Supervalu Inc. may be a much different company after Thursday's $3.3 billion sale of its largest grocery properties, but it continues to be haunted by discrimination issues in its past.

On Thursday, Supervalu was found by a U.S. District Court in Chicago to have violated a 2011 federal disability lawsuit settlement involving the Eden Prairie firm's Jewel-Osco grocery store chain in Chicago, a business that was part of Thursday's sale to Cerberus Capital Management.

The court action requires Supervalu to make job offers to Jewel-Osco workers who, as of Friday, are no longer Supervalu employees.

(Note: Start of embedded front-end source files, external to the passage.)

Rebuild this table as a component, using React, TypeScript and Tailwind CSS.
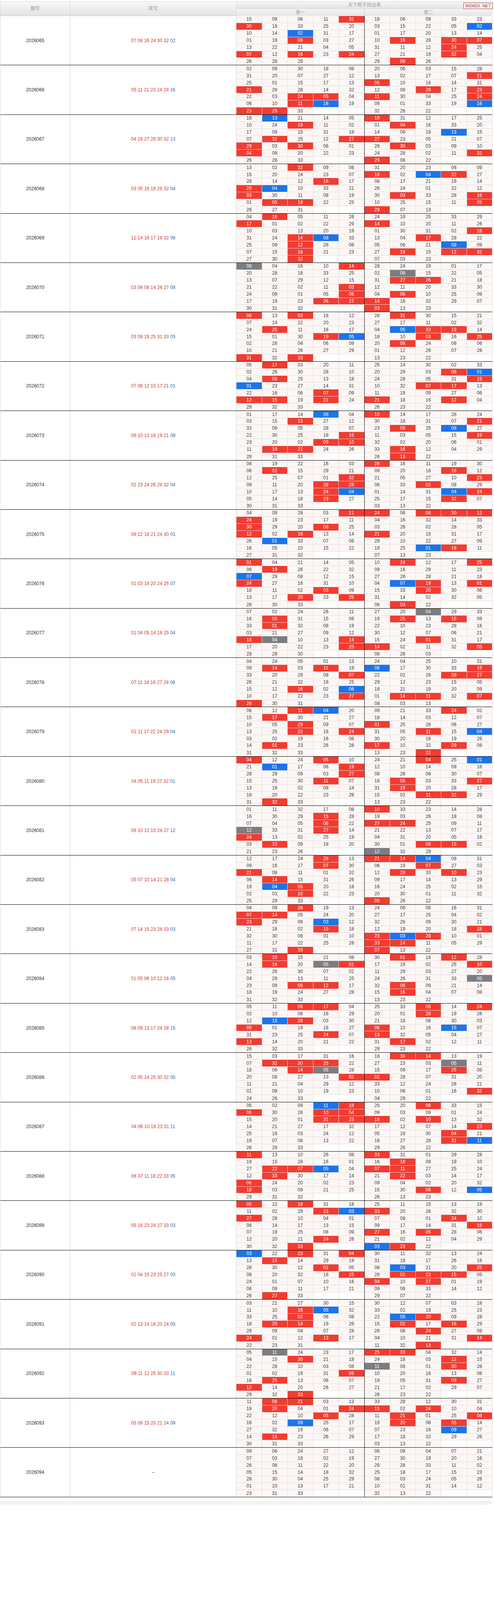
const BLOCKS: [string, string, string, string, string][] = [
  ["2026065", "07 08 16 24 30 32", "02",
    "15 09 06 11 32 30 18 33 25 20 10 14 02 31 17 01 19 08 03 27 13 22 21 04 05 07 12 16 23 24 26 28 29",
    "18 06 09 33 23 03 15 22 05 02 01 17 20 13 14 10 16 28 30 07 31 11 12 24 25 27 21 19 32 04 29 08 26"],
  ["2026066", "05 11 21 23 24 29", "16",
    "02 09 30 18 08 31 20 07 27 12 25 01 15 17 13 21 28 26 14 32 22 03 24 05 04 06 10 11 16 19 23 29 33",
    "20 06 03 15 28 13 02 27 07 21 05 10 18 14 31 12 08 29 17 23 11 30 04 25 24 09 01 33 19 16 32 26 22"],
  ["2026067", "04 19 27 29 30 32", "13",
    "16 13 21 14 05 10 24 19 11 02 17 09 15 31 18 07 32 25 12 27 29 03 30 06 01 04 08 20 22 23 26 28 33",
    "19 31 12 17 25 01 04 16 33 20 14 06 18 13 15 27 23 05 21 07 26 30 03 09 10 24 28 02 11 32 29 08 22"],
  ["2026068", "03 05 16 18 29 32", "04",
    "13 02 32 09 06 15 20 24 23 07 28 14 12 16 17 29 04 10 33 21 03 30 11 08 19 01 05 18 22 25 26 27 31",
    "31 20 23 06 09 18 02 04 32 27 08 17 21 19 14 26 24 01 22 12 30 03 33 28 16 10 25 15 11 05 29 07 13"],
  ["2026069", "12 14 16 17 18 32", "08",
    "04 16 05 11 26 17 01 02 22 29 10 03 13 20 19 31 24 14 08 33 25 09 12 28 06 07 15 18 21 23 27 30 32",
    "24 19 25 33 29 14 10 20 11 26 01 30 31 02 16 13 04 17 28 22 05 06 21 08 09 27 18 15 12 32 07 03 23"],
  ["2026070", "03 06 08 14 26 27", "08",
    "08 04 16 10 14 20 28 18 33 25 13 07 29 12 15 21 22 02 11 03 24 09 01 05 06 17 19 23 26 27 30 31 32",
    "28 24 19 01 17 02 08 15 22 05 31 27 26 21 18 12 11 20 33 30 04 06 10 25 09 14 16 32 29 07 03 13 23"],
  ["2026071", "03 08 19 25 31 33", "05",
    "08 13 03 18 12 07 14 22 20 23 24 25 11 16 17 15 01 30 19 05 02 28 04 06 09 10 21 26 27 29 31 32 33",
    "28 31 30 15 21 27 17 11 02 32 04 05 33 19 14 18 10 03 16 25 20 08 24 09 06 01 12 29 07 26 13 23 22"],
  ["2026072", "07 08 12 15 17 21", "01",
    "05 17 03 20 11 02 26 30 28 10 04 08 25 13 18 01 23 27 14 31 22 16 06 07 09 12 15 19 21 24 29 32 33",
    "25 14 30 02 33 20 29 03 08 01 24 28 05 31 15 10 32 07 17 13 11 19 09 27 06 21 18 16 12 04 26 23 22"],
  ["2026073", "09 10 13 16 19 21", "08",
    "01 17 14 08 04 03 15 13 27 12 32 06 05 28 07 22 30 25 18 16 23 20 02 09 10 11 19 21 24 26 29 31 33",
    "10 14 17 28 24 30 18 31 07 21 23 09 25 08 27 11 03 05 15 19 32 02 20 06 01 33 16 12 04 29 26 13 22"],
  ["2026074", "02 23 24 26 28 32", "04",
    "08 19 22 16 03 06 02 15 29 21 12 25 07 01 32 09 11 20 28 26 10 17 13 24 04 05 14 18 23 27 30 31 33",
    "28 16 11 19 30 09 20 18 26 12 21 05 27 10 23 06 33 02 08 29 01 14 31 04 24 25 17 15 32 07 03 13 22"],
  ["2026075", "08 12 18 21 24 30", "01",
    "04 09 28 03 21 24 19 23 17 11 30 29 20 08 25 12 02 18 13 14 26 01 33 07 06 16 05 10 15 22 27 31 32",
    "24 06 08 30 12 04 16 32 14 33 03 26 02 28 05 21 20 15 31 17 29 10 22 27 09 19 25 01 18 11 07 13 23"],
  ["2026076", "01 03 19 20 24 25", "07",
    "01 04 21 14 05 06 19 26 22 32 07 29 08 12 15 24 27 16 31 10 18 11 02 03 09 13 17 20 23 25 28 30 33",
    "10 24 12 17 25 09 16 29 11 23 27 26 28 21 18 04 07 19 13 01 15 33 20 30 06 31 14 02 32 05 08 03 22"],
  ["2026077", "01 04 05 14 18 25", "04",
    "07 02 24 26 11 16 05 31 15 06 33 01 32 08 19 03 21 27 09 12 18 04 10 13 14 17 20 22 23 25 28 29 30",
    "27 20 04 29 33 19 25 13 18 09 22 10 23 28 16 30 12 07 06 21 15 24 01 31 17 14 02 11 32 05 08 26 03"],
  ["2026078", "07 11 14 16 27 28", "06",
    "04 24 05 01 13 09 14 03 11 19 33 20 29 08 07 26 21 32 18 25 15 12 16 02 06 10 17 22 23 27 28 30 31",
    "24 04 25 10 31 06 17 30 33 16 22 02 26 28 27 29 12 23 15 05 18 21 19 20 09 01 14 11 32 07 08 03 13"],
  ["2026079", "01 11 17 22 24 29", "04",
    "06 12 11 04 20 15 17 30 21 27 10 05 29 09 07 13 25 22 18 24 03 02 19 16 08 14 01 23 26 28 31 32 33",
    "09 21 33 24 02 18 14 03 12 07 01 25 26 06 27 31 05 11 15 04 30 20 16 19 28 17 10 32 29 08 13 23 22"],
  ["2026080", "04 05 11 19 27 32", "01",
    "04 12 24 05 10 21 01 17 06 19 28 29 09 03 27 15 25 30 11 07 13 16 02 08 14 18 20 22 23 26 31 32 33",
    "24 21 04 25 01 12 10 14 09 16 08 26 06 30 07 18 05 03 33 27 31 19 20 28 17 15 02 11 32 29 13 23 22"],
  ["2026081", "06 10 12 15 24 27", "12",
    "01 11 32 17 08 16 30 29 15 28 07 04 05 06 22 12 33 31 27 14 24 13 02 25 19 03 10 09 18 20 21 23 26",
    "10 33 23 14 28 19 03 26 18 08 27 24 25 09 11 21 22 13 07 17 04 31 20 05 16 30 01 06 15 02 12 32 29"],
  ["2026082", "05 07 10 14 21 28", "04",
    "12 17 24 28 13 09 16 27 07 30 21 08 11 01 32 06 14 15 31 26 19 04 05 20 18 02 03 10 22 23 25 29 33",
    "21 14 04 08 31 06 19 07 27 03 12 28 33 10 23 09 17 18 13 29 16 24 25 02 15 20 30 01 11 32 05 26 22"],
  ["2026083", "07 14 15 23 28 33", "03",
    "04 09 28 19 13 07 14 05 24 20 23 29 06 03 12 21 16 02 15 18 32 30 08 01 10 11 17 22 25 26 27 31 33",
    "24 06 08 16 31 27 17 25 04 02 32 26 09 30 21 12 19 20 18 15 23 03 28 10 01 33 14 11 05 29 07 13 22"],
  ["2026084", "01 05 06 10 12 16", "05",
    "03 10 15 21 08 14 16 20 05 01 22 26 30 07 02 04 29 13 11 25 23 09 06 12 17 18 19 24 27 28 31 32 33",
    "30 01 18 12 28 17 19 02 25 10 11 29 03 27 20 24 26 31 33 05 32 06 09 21 14 15 16 04 07 08 13 23 22"],
  ["2026085", "06 09 13 17 24 28", "15",
    "05 11 06 17 04 02 10 08 16 29 12 15 28 03 30 09 01 19 18 27 31 23 25 24 07 13 14 20 21 22 26 32 33",
    "25 33 09 14 24 20 01 28 19 26 21 18 08 30 03 06 10 16 15 07 13 32 05 04 27 31 17 02 12 11 29 23 22"],
  ["2026086", "02 05 14 25 30 32", "05",
    "15 03 17 31 16 07 32 30 25 22 18 06 14 05 28 20 08 27 13 02 11 21 04 29 12 01 09 10 19 23 24 26 33",
    "18 30 14 13 19 27 23 03 05 11 15 09 17 25 08 02 28 07 31 20 33 12 24 26 21 10 06 01 16 32 04 29 22"],
  ["2026087", "04 06 10 18 23 31", "11",
    "05 02 09 11 18 06 30 28 10 04 15 20 01 31 23 14 21 27 17 32 25 16 03 24 12 19 07 08 13 22 26 29 33",
    "25 20 06 33 15 09 03 08 01 24 18 02 10 13 32 17 12 07 14 23 05 19 30 04 21 16 27 28 31 11 29 26 22"],
  ["2026088", "06 07 11 18 22 33", "05",
    "11 13 10 26 08 19 15 28 16 01 27 22 07 05 04 12 33 30 17 14 06 24 20 02 23 18 03 09 21 25 29 31 32",
    "33 31 01 29 28 16 18 08 19 10 07 11 27 25 24 21 22 03 14 17 09 04 02 20 32 15 30 06 12 05 26 13 23"],
  ["2026089", "05 18 23 24 27 33", "03",
    "05 22 18 31 16 11 02 29 23 03 27 28 10 04 01 06 14 17 13 15 07 19 25 08 09 12 20 21 24 26 30 32 33",
    "25 11 15 13 19 33 20 26 32 30 07 08 01 24 10 09 17 14 31 18 27 16 05 28 06 21 02 12 04 29 03 23 22"],
  ["2026090", "02 04 15 23 25 27", "03",
    "03 22 23 31 04 13 15 14 29 19 28 30 12 02 05 08 20 32 18 25 24 01 07 10 16 06 09 11 17 21 26 27 33",
    "30 11 32 13 24 31 18 17 26 16 08 03 21 20 25 28 02 23 15 05 04 10 27 01 19 09 06 33 14 12 29 07 22"],
  ["2026091", "02 13 14 16 20 24", "05",
    "03 21 27 30 15 11 10 16 05 32 33 25 02 06 08 18 20 14 19 26 29 09 04 07 28 24 01 12 13 17 22 23 31",
    "30 12 07 03 18 33 01 19 25 23 22 05 20 09 28 15 02 17 16 29 26 06 24 27 08 04 10 21 31 14 11 32 13"],
  ["2026092", "09 11 12 25 30 33", "11",
    "05 11 24 23 17 04 15 30 21 18 22 28 10 03 08 01 02 19 31 09 16 25 13 06 07 12 14 20 26 27 29 32 33",
    "25 33 04 32 14 24 18 03 12 15 11 08 01 30 28 10 20 16 13 06 19 05 31 09 27 21 17 02 29 07 26 23 22"],
  ["2026093", "05 08 15 20 21 24", "09",
    "11 08 21 03 13 18 20 04 01 24 22 12 10 05 28 16 02 09 25 17 27 32 19 06 07 14 15 23 26 29 30 31 33",
    "33 28 12 30 31 15 02 24 10 04 11 21 01 25 08 19 20 06 05 14 07 23 16 09 27 17 18 32 29 26 03 13 22"],
  ["2026094", "", "",
    "09 06 24 27 12 07 03 16 02 19 26 08 11 22 20 05 15 14 18 32 28 30 04 25 29 01 10 13 17 21 23 31 33",
    "06 09 04 07 21 27 30 19 20 16 29 28 33 11 02 25 18 17 15 23 08 03 24 05 26 10 01 31 14 12 32 13 22"],
];

const split = (s: string) => (s ? s.split(" ") : []);

function tone(n: string, reds: string[], blue: string) {
  const red = reds.includes(n);
  const isBlue = n === blue;
  if (red && isBlue) return "bg-[#7b7d80] text-white";
  if (red) return "bg-[#f33b30] text-white";
  if (isBlue) return "bg-[#1c74ea] text-white";
  return "bg-[#fcf7f5] text-[#3a3a3a]";
}

function Block({ data }: { data: [string, string, string, string, string] }) {
  const [issue, redStr, blue, t1, t2] = data;
  const reds = split(redStr);
  const a = split(t1);
  const b = split(t2);

  const cells = [];
  for (let r = 0; r < 7; r++) {
    for (let c = 0; c < 10; c++) {
      const n = c < 5 ? a[r * 5 + c] : b[r * 5 + c - 5];
      const right = c === 4 ? "border-r-black" : "border-r-[#e2dcdc]";
      const bottom = r === 6 ? "" : "border-b border-b-[#e2dcdc]";
      cells.push(
        <div
          key={`${r}-${c}`}
          className={`flex items-center justify-center border-r text-[12px] leading-none ${right} ${bottom} ${
            n ? tone(n, reds, blue) : "bg-white"
          }`}
        >
          {n}
        </div>
      );
    }
  }

  return (
    <div className="flex h-[126.4px] border-b border-black">
      <div className="flex w-[179px] items-center justify-center border-r border-[#d2d2d2] bg-white text-[12px] text-[#333]">
        {issue}
      </div>
      <div className="flex w-[425px] items-center justify-center border-r border-[#d2d2d2] bg-white text-[12px]">
        {reds.length ? (
          <span>
            <span className="text-[#d3383a]">{reds.join(" ")}</span>{" "}
            <span className="text-[#2a6cc0]">{blue}</span>
          </span>
        ) : (
          <span className="text-[#333]">--</span>
        )}
      </div>
      <div className="grid w-[655px] grid-cols-10 grid-rows-7">{cells}</div>
    </div>
  );
}

export default function App() {
  return (
    <div className="relative min-h-[4193px] w-[1264px] bg-white pt-[3px] font-['Liberation_Sans','Noto_Sans_CJK_SC',sans-serif]">
      <div className="w-[1260px] border-l border-t border-[#d6d6d6]">
        {/* header */}
        <div className="flex h-[37px] border-b border-[#cccccc] text-[12px] text-[#9a9a9a]">
          <div className="flex w-[179px] items-center justify-center border-r border-[#d2d2d2] bg-linear-to-b from-[#f8f8f8] to-[#e3e3e3]">
            期号
          </div>
          <div className="flex w-[425px] items-center justify-center border-r border-[#d2d2d2] bg-linear-to-b from-[#f8f8f8] to-[#e3e3e3]">
            奖号
          </div>
          <div className="flex w-[655px] flex-col">
            <div className="flex h-[19px] items-center justify-center border-b border-[#d6d6d6] bg-linear-to-b from-[#f6f6f6] to-[#e4e4e4]">
              天下帮不同出表
            </div>
            <div className="flex flex-1">
              <div className="flex flex-1 items-center justify-center border-r border-[#c8c8c8] bg-linear-to-b from-[#f4f4f4] to-[#e6e6e6]">
                表一
              </div>
              <div className="flex flex-1 items-center justify-center bg-linear-to-b from-[#f4f4f4] to-[#e6e6e6]">
                表二
              </div>
            </div>
          </div>
        </div>

        {BLOCKS.map((d) => (
          <Block key={d[0]} data={d} />
        ))}
      </div>

      {/* bottom scroll strip */}
      <div className="mt-[9px] flex h-[10px] w-[1259px] items-center justify-end rounded-r-md bg-[#f3f3f3] pr-[2px]">
        <div className="h-[8px] w-[26px] rounded-full bg-[#eef1f5]" />
      </div>

      {/* site badge */}
      <div className="absolute left-[1186px] top-[7px] flex h-[16px] w-[75px] items-center justify-center border border-[#9b2c2c] bg-white text-[11px] text-[#8e1f1f]">
        800820. NET
      </div>
    </div>
  );
}
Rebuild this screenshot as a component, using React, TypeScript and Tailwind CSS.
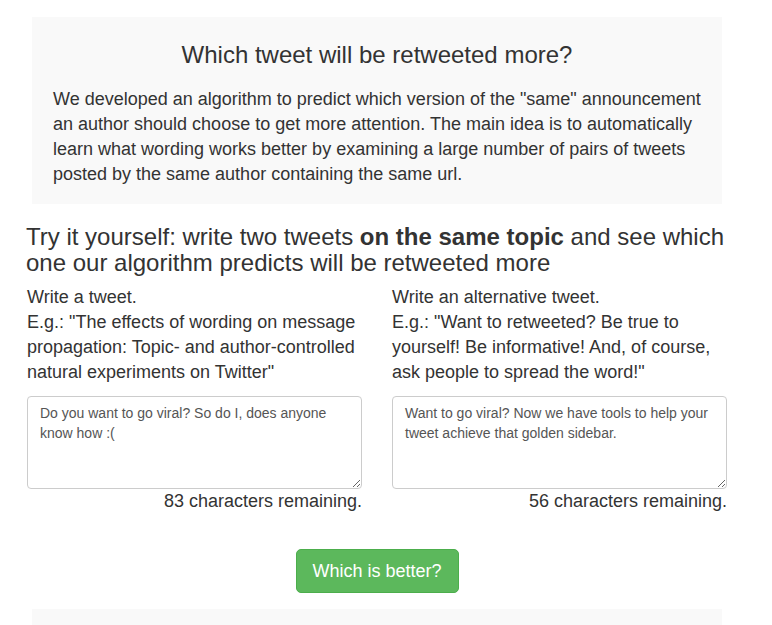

Neither Supervalu officials nor federal court spokesmen could be reached for comment Friday. Jewel-Osco declined to comment.

"Because this is pending litigation, we're not in a position right now to comment on whose responsibility it is," said Miguel Alba, a spokesman for Jewel-Osco, which operates 176 grocery stores in Illinois, Indiana and Iowa.

However, the legal issue is not a new one, said attorney Marshall Tanick of Twin Cities law firm Hellmuth & Johnson. To some degree, whether Supervalu or the Cerberus is responsible for obeying the 2011 lawsuit settlement will depend on what was negotiated in the sales agreement, said Tanick, an employment law attorney who is not connected to the case. But regardless of what was negotiated, the courts lean toward requiring the buyer to carry out the responsibilities of a settlement, provided the buyer operates the business in the same way the seller did, Tanick said.

The 2011 settlement was intended to end a 2009 lawsuit filed by the federal Equal Employment Opportunity Commission that accused Supervalu of dumping 110 disabled Chicago-area employees of Jewel-Osco at the end of their medical leaves. At the time, the $3.2 million settlement was one of the largest ever recorded under the federal Americans With Disabilities Act, which says that employees with disabilities should, at the end of the medical leaves, be brought back to work with reasonable accommodations.

On Thursday, U.S. District Judge Ronald Guzman held Supervalu in contempt for violating the settlement terms by failing to send written job offers to three employees on disability leave who were able to return to work. The judge ordered Supervalu to send written return-to-work offers to all disabled workers who were capable of returning to work between January 2011 and April 2012.

Also on Thursday, Supervalu made its anticipated announcement that it had closed the $3.3 billion sale of its four largest grocery store chains to an affiliate of Cerberus and other investors, driving up the price of its stock up 11.7 percent.